GIVEN EXERCISE
Word for word, transcribe the lines below and drop the pictures.

BEGIN MATERIAL PROVIDED

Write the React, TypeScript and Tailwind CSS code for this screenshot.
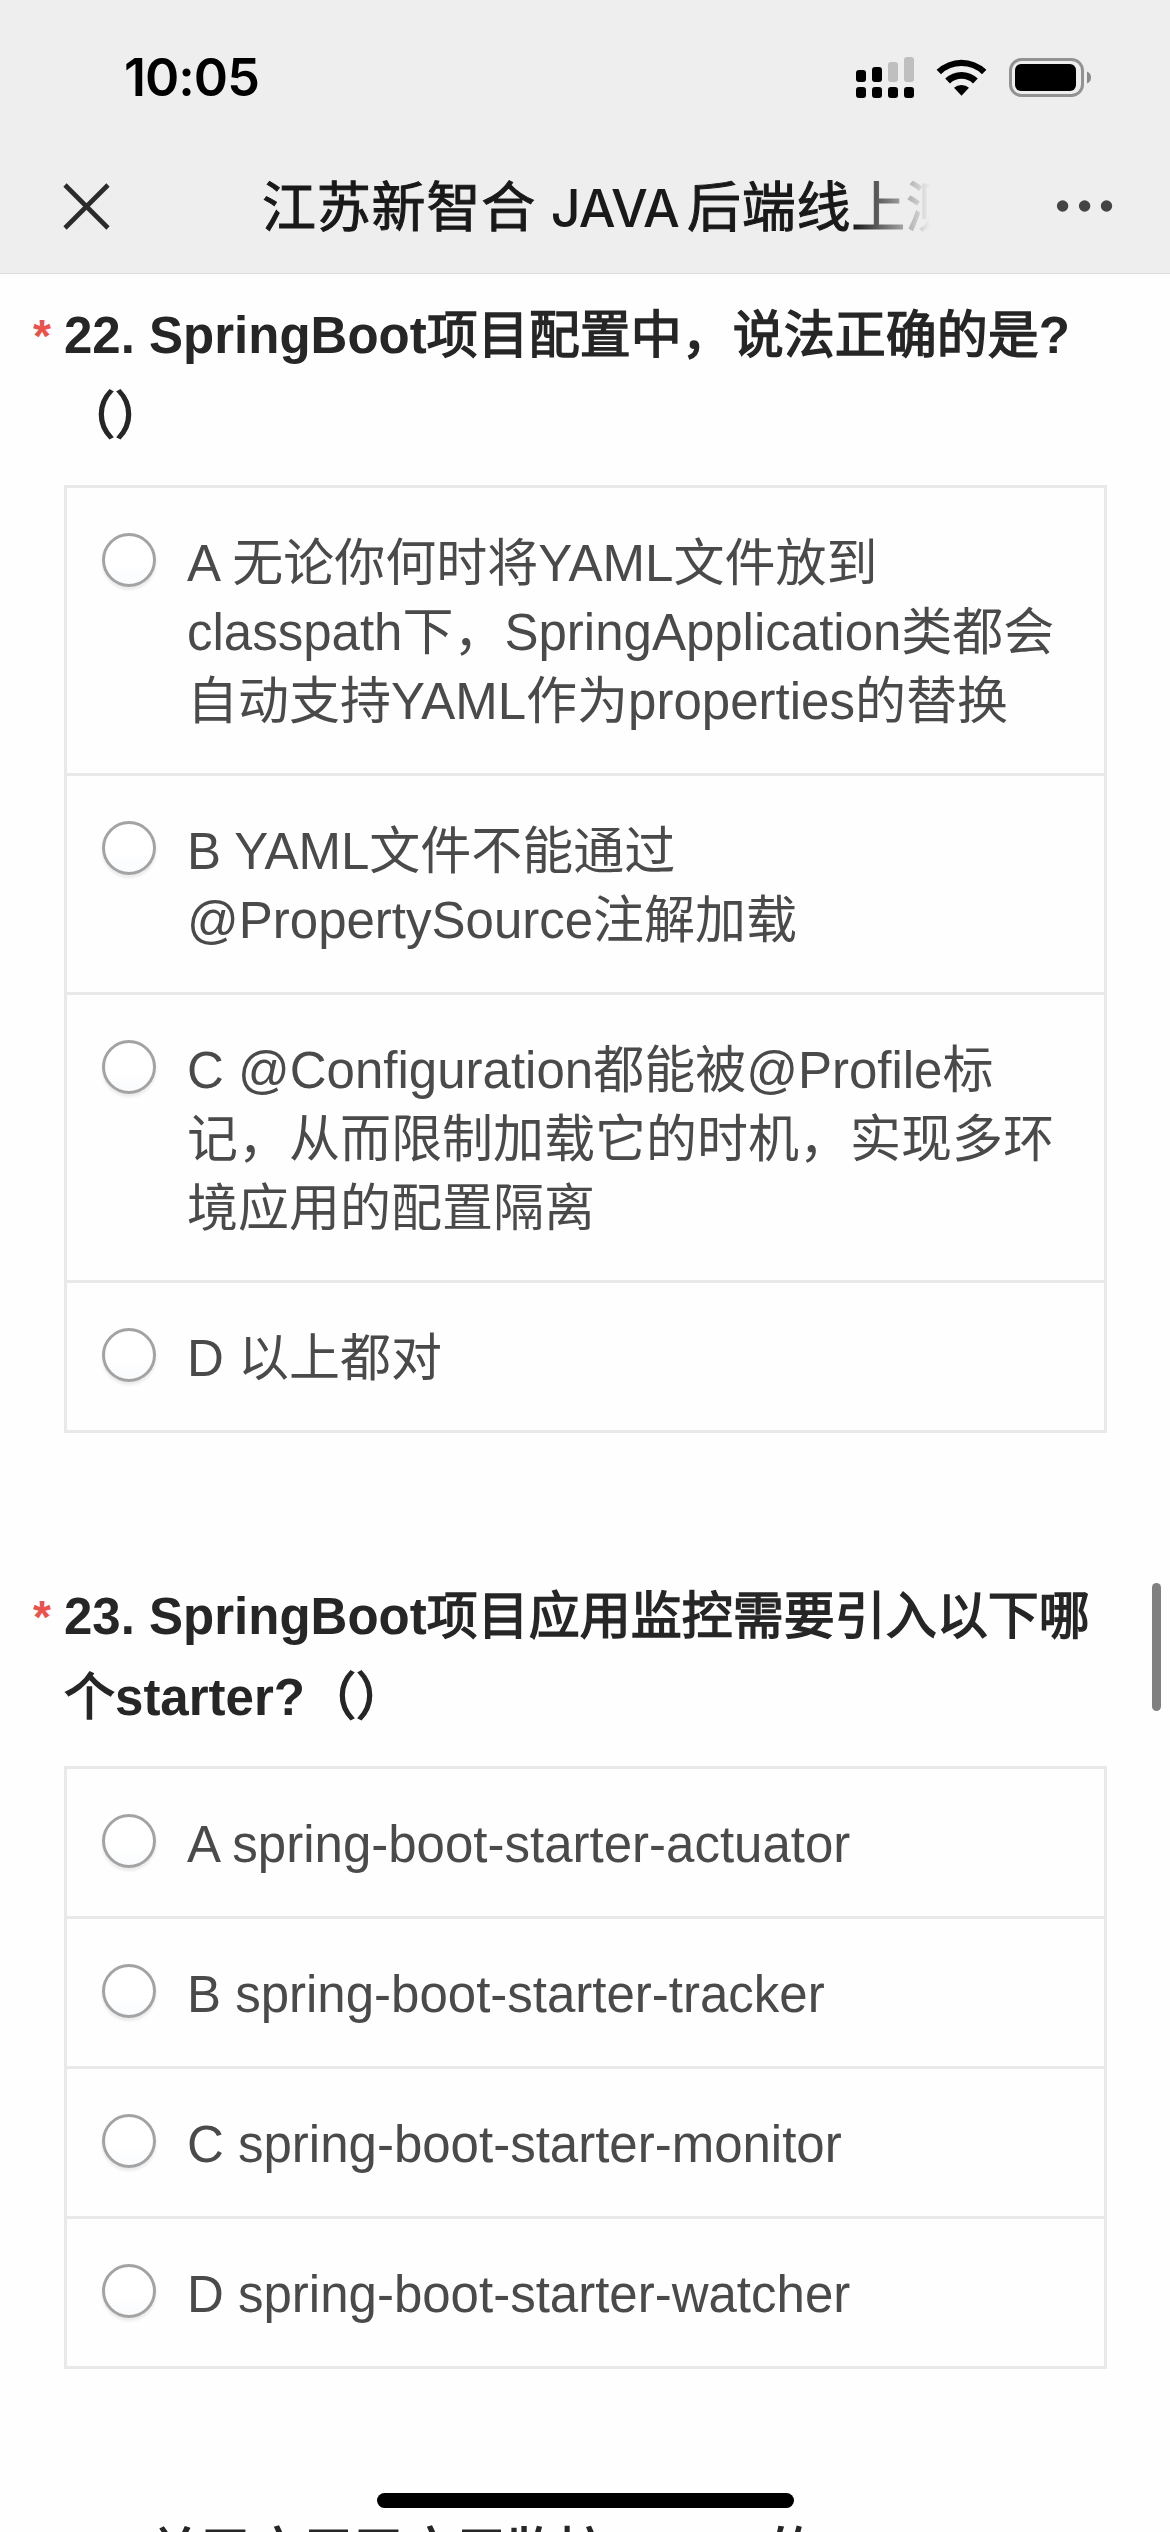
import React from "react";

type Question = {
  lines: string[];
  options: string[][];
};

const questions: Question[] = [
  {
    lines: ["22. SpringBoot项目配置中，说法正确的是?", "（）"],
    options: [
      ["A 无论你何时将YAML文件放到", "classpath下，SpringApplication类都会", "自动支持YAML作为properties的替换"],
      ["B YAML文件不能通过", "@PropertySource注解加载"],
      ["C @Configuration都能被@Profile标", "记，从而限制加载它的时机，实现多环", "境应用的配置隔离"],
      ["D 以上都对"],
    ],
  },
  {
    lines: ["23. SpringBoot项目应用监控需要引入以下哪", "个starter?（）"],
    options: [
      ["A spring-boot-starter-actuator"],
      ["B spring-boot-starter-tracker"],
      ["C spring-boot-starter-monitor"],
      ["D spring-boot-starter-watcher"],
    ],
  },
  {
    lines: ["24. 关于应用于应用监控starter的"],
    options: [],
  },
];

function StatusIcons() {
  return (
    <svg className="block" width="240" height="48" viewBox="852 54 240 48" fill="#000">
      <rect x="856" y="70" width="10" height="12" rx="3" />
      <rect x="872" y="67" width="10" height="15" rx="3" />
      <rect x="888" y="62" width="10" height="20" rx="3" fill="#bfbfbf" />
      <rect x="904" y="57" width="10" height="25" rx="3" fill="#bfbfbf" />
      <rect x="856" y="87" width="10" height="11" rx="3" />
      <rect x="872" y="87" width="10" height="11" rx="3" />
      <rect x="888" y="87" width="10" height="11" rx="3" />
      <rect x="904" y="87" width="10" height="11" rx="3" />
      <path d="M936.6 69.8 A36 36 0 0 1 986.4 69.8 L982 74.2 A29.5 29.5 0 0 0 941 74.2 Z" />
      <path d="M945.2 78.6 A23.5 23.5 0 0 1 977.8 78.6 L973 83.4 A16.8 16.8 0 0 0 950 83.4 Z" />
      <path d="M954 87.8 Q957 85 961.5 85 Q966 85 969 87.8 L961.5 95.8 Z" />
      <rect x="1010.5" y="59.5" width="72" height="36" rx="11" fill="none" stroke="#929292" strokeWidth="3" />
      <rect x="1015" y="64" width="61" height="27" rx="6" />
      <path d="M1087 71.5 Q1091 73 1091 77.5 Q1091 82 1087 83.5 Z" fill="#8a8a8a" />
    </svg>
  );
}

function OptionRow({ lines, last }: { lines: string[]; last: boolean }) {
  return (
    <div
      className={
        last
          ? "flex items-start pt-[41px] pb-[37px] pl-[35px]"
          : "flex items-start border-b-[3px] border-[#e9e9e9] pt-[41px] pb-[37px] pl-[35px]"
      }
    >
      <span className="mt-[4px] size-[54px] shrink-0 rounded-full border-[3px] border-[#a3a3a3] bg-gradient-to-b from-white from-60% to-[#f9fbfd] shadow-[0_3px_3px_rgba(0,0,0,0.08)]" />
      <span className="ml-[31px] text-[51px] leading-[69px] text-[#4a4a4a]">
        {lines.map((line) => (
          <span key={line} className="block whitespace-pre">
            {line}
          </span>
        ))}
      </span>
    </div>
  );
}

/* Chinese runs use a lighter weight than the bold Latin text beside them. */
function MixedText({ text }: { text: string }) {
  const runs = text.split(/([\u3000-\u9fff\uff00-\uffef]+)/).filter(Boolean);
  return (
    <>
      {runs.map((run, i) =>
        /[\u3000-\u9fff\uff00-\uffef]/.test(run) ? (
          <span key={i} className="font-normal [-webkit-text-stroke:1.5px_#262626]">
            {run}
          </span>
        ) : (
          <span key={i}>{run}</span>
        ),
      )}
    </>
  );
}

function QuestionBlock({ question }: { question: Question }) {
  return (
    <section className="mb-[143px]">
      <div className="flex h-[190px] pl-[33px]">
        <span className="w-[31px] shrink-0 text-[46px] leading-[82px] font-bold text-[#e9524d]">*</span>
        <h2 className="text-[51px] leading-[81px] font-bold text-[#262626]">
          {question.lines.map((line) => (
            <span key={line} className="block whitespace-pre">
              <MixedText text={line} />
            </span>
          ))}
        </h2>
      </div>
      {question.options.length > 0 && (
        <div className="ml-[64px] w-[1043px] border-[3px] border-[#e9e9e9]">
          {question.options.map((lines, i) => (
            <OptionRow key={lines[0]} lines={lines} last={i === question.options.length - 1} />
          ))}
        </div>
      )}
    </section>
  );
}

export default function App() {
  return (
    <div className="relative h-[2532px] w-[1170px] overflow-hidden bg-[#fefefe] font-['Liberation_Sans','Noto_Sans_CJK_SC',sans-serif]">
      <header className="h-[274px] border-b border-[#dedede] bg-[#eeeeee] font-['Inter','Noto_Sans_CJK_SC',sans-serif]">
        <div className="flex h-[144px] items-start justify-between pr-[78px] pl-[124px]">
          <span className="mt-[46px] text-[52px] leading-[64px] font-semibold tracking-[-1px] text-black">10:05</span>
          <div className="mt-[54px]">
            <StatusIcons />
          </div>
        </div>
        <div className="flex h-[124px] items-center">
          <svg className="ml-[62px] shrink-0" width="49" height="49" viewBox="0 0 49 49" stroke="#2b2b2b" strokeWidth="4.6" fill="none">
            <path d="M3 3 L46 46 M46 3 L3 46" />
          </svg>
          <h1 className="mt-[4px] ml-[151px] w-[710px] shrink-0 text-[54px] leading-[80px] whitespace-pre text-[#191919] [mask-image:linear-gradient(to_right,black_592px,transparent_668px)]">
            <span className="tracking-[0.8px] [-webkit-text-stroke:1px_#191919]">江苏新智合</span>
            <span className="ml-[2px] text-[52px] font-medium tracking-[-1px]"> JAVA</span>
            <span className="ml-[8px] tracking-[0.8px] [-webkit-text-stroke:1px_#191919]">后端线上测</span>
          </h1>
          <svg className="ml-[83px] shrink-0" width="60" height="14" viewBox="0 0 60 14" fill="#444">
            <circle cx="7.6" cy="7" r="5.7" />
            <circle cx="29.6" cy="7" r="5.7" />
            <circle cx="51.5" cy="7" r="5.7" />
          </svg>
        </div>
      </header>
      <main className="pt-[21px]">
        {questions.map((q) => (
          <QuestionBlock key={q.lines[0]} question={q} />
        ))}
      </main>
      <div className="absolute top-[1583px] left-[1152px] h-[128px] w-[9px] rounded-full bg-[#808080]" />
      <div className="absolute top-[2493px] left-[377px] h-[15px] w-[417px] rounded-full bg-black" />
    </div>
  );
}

END MATERIAL PROVIDED

SOLUTION BELOW
Write the React, TypeScript and Tailwind CSS code for this screenshot.
import React from "react";

type Question = {
  lines: string[];
  options: string[][];
};

const questions: Question[] = [
  {
    lines: ["22. SpringBoot项目配置中，说法正确的是?", "（）"],
    options: [
      ["A 无论你何时将YAML文件放到", "classpath下，SpringApplication类都会", "自动支持YAML作为properties的替换"],
      ["B YAML文件不能通过", "@PropertySource注解加载"],
      ["C @Configuration都能被@Profile标", "记，从而限制加载它的时机，实现多环", "境应用的配置隔离"],
      ["D 以上都对"],
    ],
  },
  {
    lines: ["23. SpringBoot项目应用监控需要引入以下哪", "个starter?（）"],
    options: [
      ["A spring-boot-starter-actuator"],
      ["B spring-boot-starter-tracker"],
      ["C spring-boot-starter-monitor"],
      ["D spring-boot-starter-watcher"],
    ],
  },
  {
    lines: ["24. 关于应用于应用监控starter的"],
    options: [],
  },
];

function StatusIcons() {
  return (
    <svg className="block" width="240" height="48" viewBox="852 54 240 48" fill="#000">
      <rect x="856" y="70" width="10" height="12" rx="3" />
      <rect x="872" y="67" width="10" height="15" rx="3" />
      <rect x="888" y="62" width="10" height="20" rx="3" fill="#bfbfbf" />
      <rect x="904" y="57" width="10" height="25" rx="3" fill="#bfbfbf" />
      <rect x="856" y="87" width="10" height="11" rx="3" />
      <rect x="872" y="87" width="10" height="11" rx="3" />
      <rect x="888" y="87" width="10" height="11" rx="3" />
      <rect x="904" y="87" width="10" height="11" rx="3" />
      <path d="M936.6 69.8 A36 36 0 0 1 986.4 69.8 L982 74.2 A29.5 29.5 0 0 0 941 74.2 Z" />
      <path d="M945.2 78.6 A23.5 23.5 0 0 1 977.8 78.6 L973 83.4 A16.8 16.8 0 0 0 950 83.4 Z" />
      <path d="M954 87.8 Q957 85 961.5 85 Q966 85 969 87.8 L961.5 95.8 Z" />
      <rect x="1010.5" y="59.5" width="72" height="36" rx="11" fill="none" stroke="#929292" strokeWidth="3" />
      <rect x="1015" y="64" width="61" height="27" rx="6" />
      <path d="M1087 71.5 Q1091 73 1091 77.5 Q1091 82 1087 83.5 Z" fill="#8a8a8a" />
    </svg>
  );
}

function OptionRow({ lines, last }: { lines: string[]; last: boolean }) {
  return (
    <div
      className={
        last
          ? "flex items-start pt-[41px] pb-[37px] pl-[35px]"
          : "flex items-start border-b-[3px] border-[#e9e9e9] pt-[41px] pb-[37px] pl-[35px]"
      }
    >
      <span className="mt-[4px] size-[54px] shrink-0 rounded-full border-[3px] border-[#a3a3a3] bg-gradient-to-b from-white from-60% to-[#f9fbfd] shadow-[0_3px_3px_rgba(0,0,0,0.08)]" />
      <span className="ml-[31px] text-[51px] leading-[69px] text-[#4a4a4a]">
        {lines.map((line) => (
          <span key={line} className="block whitespace-pre">
            {line}
          </span>
        ))}
      </span>
    </div>
  );
}

/* Chinese runs use a lighter weight than the bold Latin text beside them. */
function MixedText({ text }: { text: string }) {
  const runs = text.split(/([\u3000-\u9fff\uff00-\uffef]+)/).filter(Boolean);
  return (
    <>
      {runs.map((run, i) =>
        /[\u3000-\u9fff\uff00-\uffef]/.test(run) ? (
          <span key={i} className="font-normal [-webkit-text-stroke:1.5px_#262626]">
            {run}
          </span>
        ) : (
          <span key={i}>{run}</span>
        ),
      )}
    </>
  );
}

function QuestionBlock({ question }: { question: Question }) {
  return (
    <section className="mb-[143px]">
      <div className="flex h-[190px] pl-[33px]">
        <span className="w-[31px] shrink-0 text-[46px] leading-[82px] font-bold text-[#e9524d]">*</span>
        <h2 className="text-[51px] leading-[81px] font-bold text-[#262626]">
          {question.lines.map((line) => (
            <span key={line} className="block whitespace-pre">
              <MixedText text={line} />
            </span>
          ))}
        </h2>
      </div>
      {question.options.length > 0 && (
        <div className="ml-[64px] w-[1043px] border-[3px] border-[#e9e9e9]">
          {question.options.map((lines, i) => (
            <OptionRow key={lines[0]} lines={lines} last={i === question.options.length - 1} />
          ))}
        </div>
      )}
    </section>
  );
}

export default function App() {
  return (
    <div className="relative h-[2532px] w-[1170px] overflow-hidden bg-[#fefefe] font-['Liberation_Sans','Noto_Sans_CJK_SC',sans-serif]">
      <header className="h-[274px] border-b border-[#dedede] bg-[#eeeeee] font-['Inter','Noto_Sans_CJK_SC',sans-serif]">
        <div className="flex h-[144px] items-start justify-between pr-[78px] pl-[124px]">
          <span className="mt-[46px] text-[52px] leading-[64px] font-semibold tracking-[-1px] text-black">10:05</span>
          <div className="mt-[54px]">
            <StatusIcons />
          </div>
        </div>
        <div className="flex h-[124px] items-center">
          <svg className="ml-[62px] shrink-0" width="49" height="49" viewBox="0 0 49 49" stroke="#2b2b2b" strokeWidth="4.6" fill="none">
            <path d="M3 3 L46 46 M46 3 L3 46" />
          </svg>
          <h1 className="mt-[4px] ml-[151px] w-[710px] shrink-0 text-[54px] leading-[80px] whitespace-pre text-[#191919] [mask-image:linear-gradient(to_right,black_592px,transparent_668px)]">
            <span className="tracking-[0.8px] [-webkit-text-stroke:1px_#191919]">江苏新智合</span>
            <span className="ml-[2px] text-[52px] font-medium tracking-[-1px]"> JAVA</span>
            <span className="ml-[8px] tracking-[0.8px] [-webkit-text-stroke:1px_#191919]">后端线上测</span>
          </h1>
          <svg className="ml-[83px] shrink-0" width="60" height="14" viewBox="0 0 60 14" fill="#444">
            <circle cx="7.6" cy="7" r="5.7" />
            <circle cx="29.6" cy="7" r="5.7" />
            <circle cx="51.5" cy="7" r="5.7" />
          </svg>
        </div>
      </header>
      <main className="pt-[21px]">
        {questions.map((q) => (
          <QuestionBlock key={q.lines[0]} question={q} />
        ))}
      </main>
      <div className="absolute top-[1583px] left-[1152px] h-[128px] w-[9px] rounded-full bg-[#808080]" />
      <div className="absolute top-[2493px] left-[377px] h-[15px] w-[417px] rounded-full bg-black" />
    </div>
  );
}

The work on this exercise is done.